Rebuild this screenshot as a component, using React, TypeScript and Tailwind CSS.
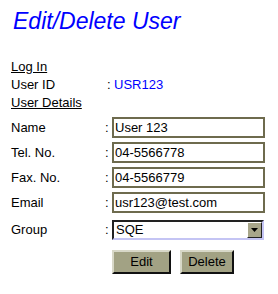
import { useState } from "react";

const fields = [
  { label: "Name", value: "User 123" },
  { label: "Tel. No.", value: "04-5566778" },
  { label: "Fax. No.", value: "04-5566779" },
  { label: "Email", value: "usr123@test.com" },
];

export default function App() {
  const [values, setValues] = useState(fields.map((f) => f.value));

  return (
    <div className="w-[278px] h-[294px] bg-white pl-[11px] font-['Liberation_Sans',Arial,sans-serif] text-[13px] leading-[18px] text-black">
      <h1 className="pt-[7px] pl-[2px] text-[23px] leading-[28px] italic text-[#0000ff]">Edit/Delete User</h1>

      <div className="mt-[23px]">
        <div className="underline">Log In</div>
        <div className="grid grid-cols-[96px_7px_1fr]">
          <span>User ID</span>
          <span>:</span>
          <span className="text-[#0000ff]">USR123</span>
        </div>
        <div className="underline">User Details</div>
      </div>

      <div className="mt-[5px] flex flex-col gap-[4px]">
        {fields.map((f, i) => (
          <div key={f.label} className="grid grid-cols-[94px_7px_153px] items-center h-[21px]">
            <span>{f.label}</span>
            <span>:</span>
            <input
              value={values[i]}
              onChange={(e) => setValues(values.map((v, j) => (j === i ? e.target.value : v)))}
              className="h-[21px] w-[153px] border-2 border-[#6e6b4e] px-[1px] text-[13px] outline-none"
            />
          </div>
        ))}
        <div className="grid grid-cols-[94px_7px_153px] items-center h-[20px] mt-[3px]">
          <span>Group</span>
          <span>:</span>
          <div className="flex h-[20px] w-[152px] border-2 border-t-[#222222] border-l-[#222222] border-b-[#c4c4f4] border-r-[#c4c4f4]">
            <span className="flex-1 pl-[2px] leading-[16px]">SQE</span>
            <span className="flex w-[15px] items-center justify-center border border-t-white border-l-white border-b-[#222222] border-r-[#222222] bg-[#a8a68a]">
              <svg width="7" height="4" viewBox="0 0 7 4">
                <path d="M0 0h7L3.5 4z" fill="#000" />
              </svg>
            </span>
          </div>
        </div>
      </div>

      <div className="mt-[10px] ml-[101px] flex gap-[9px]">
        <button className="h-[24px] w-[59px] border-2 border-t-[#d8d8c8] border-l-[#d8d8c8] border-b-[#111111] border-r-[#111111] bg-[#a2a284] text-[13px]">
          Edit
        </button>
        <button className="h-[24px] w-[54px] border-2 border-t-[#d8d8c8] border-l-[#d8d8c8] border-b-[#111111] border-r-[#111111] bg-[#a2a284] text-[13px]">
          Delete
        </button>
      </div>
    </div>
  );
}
┄┄┄┄┄┄
» Task to complete:
All of the lines above should be printed exactly, minus the pictures.

» Answer for this exercise:
Rebuild this screenshot as a component, using React, TypeScript and Tailwind CSS.
import { useState } from "react";

const fields = [
  { label: "Name", value: "User 123" },
  { label: "Tel. No.", value: "04-5566778" },
  { label: "Fax. No.", value: "04-5566779" },
  { label: "Email", value: "usr123@test.com" },
];

export default function App() {
  const [values, setValues] = useState(fields.map((f) => f.value));

  return (
    <div className="w-[278px] h-[294px] bg-white pl-[11px] font-['Liberation_Sans',Arial,sans-serif] text-[13px] leading-[18px] text-black">
      <h1 className="pt-[7px] pl-[2px] text-[23px] leading-[28px] italic text-[#0000ff]">Edit/Delete User</h1>

      <div className="mt-[23px]">
        <div className="underline">Log In</div>
        <div className="grid grid-cols-[96px_7px_1fr]">
          <span>User ID</span>
          <span>:</span>
          <span className="text-[#0000ff]">USR123</span>
        </div>
        <div className="underline">User Details</div>
      </div>

      <div className="mt-[5px] flex flex-col gap-[4px]">
        {fields.map((f, i) => (
          <div key={f.label} className="grid grid-cols-[94px_7px_153px] items-center h-[21px]">
            <span>{f.label}</span>
            <span>:</span>
            <input
              value={values[i]}
              onChange={(e) => setValues(values.map((v, j) => (j === i ? e.target.value : v)))}
              className="h-[21px] w-[153px] border-2 border-[#6e6b4e] px-[1px] text-[13px] outline-none"
            />
          </div>
        ))}
        <div className="grid grid-cols-[94px_7px_153px] items-center h-[20px] mt-[3px]">
          <span>Group</span>
          <span>:</span>
          <div className="flex h-[20px] w-[152px] border-2 border-t-[#222222] border-l-[#222222] border-b-[#c4c4f4] border-r-[#c4c4f4]">
            <span className="flex-1 pl-[2px] leading-[16px]">SQE</span>
            <span className="flex w-[15px] items-center justify-center border border-t-white border-l-white border-b-[#222222] border-r-[#222222] bg-[#a8a68a]">
              <svg width="7" height="4" viewBox="0 0 7 4">
                <path d="M0 0h7L3.5 4z" fill="#000" />
              </svg>
            </span>
          </div>
        </div>
      </div>

      <div className="mt-[10px] ml-[101px] flex gap-[9px]">
        <button className="h-[24px] w-[59px] border-2 border-t-[#d8d8c8] border-l-[#d8d8c8] border-b-[#111111] border-r-[#111111] bg-[#a2a284] text-[13px]">
          Edit
        </button>
        <button className="h-[24px] w-[54px] border-2 border-t-[#d8d8c8] border-l-[#d8d8c8] border-b-[#111111] border-r-[#111111] bg-[#a2a284] text-[13px]">
          Delete
        </button>
      </div>
    </div>
  );
}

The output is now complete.